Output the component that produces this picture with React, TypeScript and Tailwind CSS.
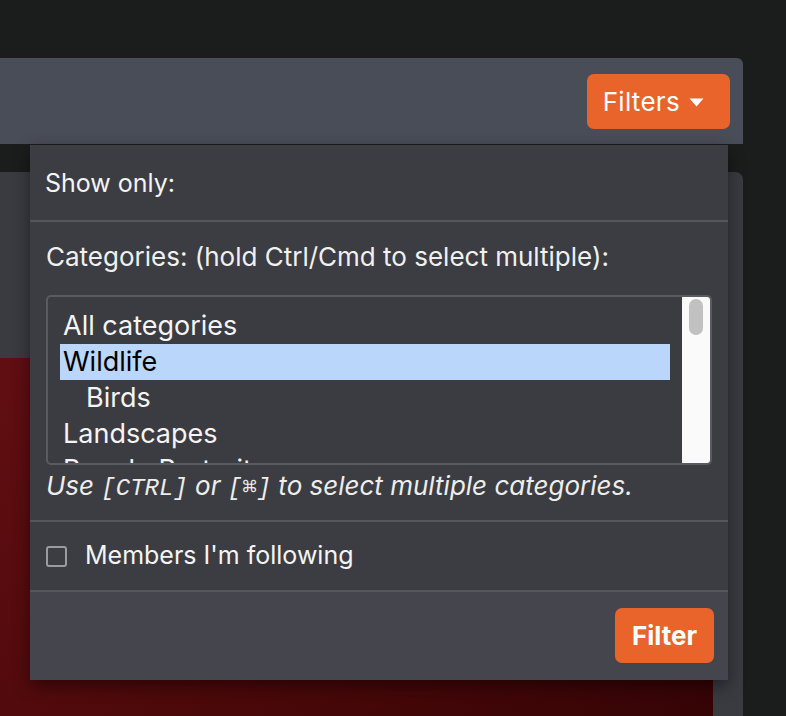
import React from 'react';

const categories = [
  { label: 'All categories', indent: false, selected: false },
  { label: 'Wildlife', indent: false, selected: true },
  { label: 'Birds', indent: true, selected: false },
  { label: 'Landscapes', indent: false, selected: false },
  { label: 'People Portraits', indent: false, selected: false },
];

const Caret = () => (
  <svg width="15" height="9" viewBox="0 0 15 9" className="ml-[9px] mt-[2px]">
    <path d="M0.5 0.5 L14.5 0.5 L7.5 8.5 Z" fill="#ffffff" />
  </svg>
);

export default function App() {
  return (
    <div
      className="relative h-[716px] w-[786px] overflow-hidden bg-[#1b1c1c] pt-[58px] pr-[43px] text-white"
      style={{ fontFamily: 'Inter, "Noto Sans", sans-serif' }}
    >
      {/* Top bar */}
      <div className="flex h-[86px] items-start justify-end rounded-tr-[6px] bg-[#494d57] pt-[16px] pr-[13px]">
        <button className="flex h-[55px] items-center rounded-[7px] bg-[#e9642b] pl-[16px] pr-[26px] text-[26px] tracking-[0.3px] text-white">
          Filters
          <Caret />
        </button>
      </div>

      {/* Content panel */}
      <div className="mt-[28px] flex h-[544px] flex-col rounded-tr-[8px] bg-[#3a3b41] pt-[186px] pr-[30px]">
        <div className="flex-1 bg-[linear-gradient(135deg,#610e12_0%,#4a0809_55%,#360405_100%)]" />
      </div>

      {/* Dropdown */}
      <div className="absolute top-[145px] left-[30px] flex h-[535px] w-[698px] flex-col bg-[#3c3d42] shadow-[0_6px_16px_rgba(0,0,0,0.45)]">
        <div className="flex h-[77px] shrink-0 items-center border-b-2 border-[#55565b] px-[15px] pt-[2px] text-[25px] text-[#f4f4f4]">
          Show only:
        </div>

        <div className="flex h-[300px] shrink-0 flex-col border-b-2 border-[#55565b] px-[16px] pt-[20px]">
          <div className="text-[26px] leading-[30px] whitespace-nowrap text-[#f0f0f0]">
            Categories: (hold Ctrl/Cmd to select multiple):
          </div>
          <div className="mt-[23px] flex h-[170px] shrink-0 overflow-hidden rounded-[5px] border-2 border-[#5a5b60] bg-[#3b3c41]">
            <div className="flex-1 overflow-hidden pt-[11px] pl-[12px] pr-[12px]">
              {categories.map((c) => (
                <div
                  key={c.label}
                  className={`h-[36px] text-[27px] leading-[36px] whitespace-nowrap ${
                    c.selected ? 'bg-[#bad6fb] text-black' : 'text-[#f4f4f4]'
                  } ${c.indent ? 'pl-[26px]' : 'pl-[3px]'}`}
                >
                  {c.label}
                </div>
              ))}
            </div>
            <div className="w-[28px] bg-[#fafafa] px-[7px] pt-[2px]">
              <div className="h-[36px] rounded-full bg-[#c1c1c1]" />
            </div>
          </div>
          <div className="mt-[6px] text-[26px] leading-[30px] whitespace-nowrap italic text-[#ededed]">
            Use{' '}
            <span className="text-[24px]" style={{ fontFamily: '"Liberation Mono", monospace' }}>
              [CTRL]
            </span>{' '}
            or{' '}
            <span className="text-[24px]" style={{ fontFamily: '"Liberation Mono", "DejaVu Sans Mono", monospace' }}>
              [⌘]
            </span>{' '}
            to select multiple categories.
          </div>
        </div>

        <div className="flex h-[70px] shrink-0 items-center border-b-2 border-[#55565b] px-[16px]">
          <span className="h-[21px] w-[21px] rounded-[3px] border-2 border-[#9b9b9e] bg-[#3c3d42]" />
          <span className="ml-[18px] text-[25px] text-[#f4f4f4]">Members I'm following</span>
        </div>

        <div className="flex flex-1 items-start justify-end bg-[#45464d] pt-[16px] pr-[14px]">
          <button className="h-[55px] rounded-[7px] bg-[#e9642b] px-[17px] text-[26px] font-bold text-white">
            Filter
          </button>
        </div>
      </div>
    </div>
  );
}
● ● ● ● ● ● ●
Exercise instructions:
Exactly restate the lines from the beginning of the data through the line with "import React from 'react';", and no others, keeping pictures out.

Task response:
Output the component that produces this picture with React, TypeScript and Tailwind CSS.
import React from 'react';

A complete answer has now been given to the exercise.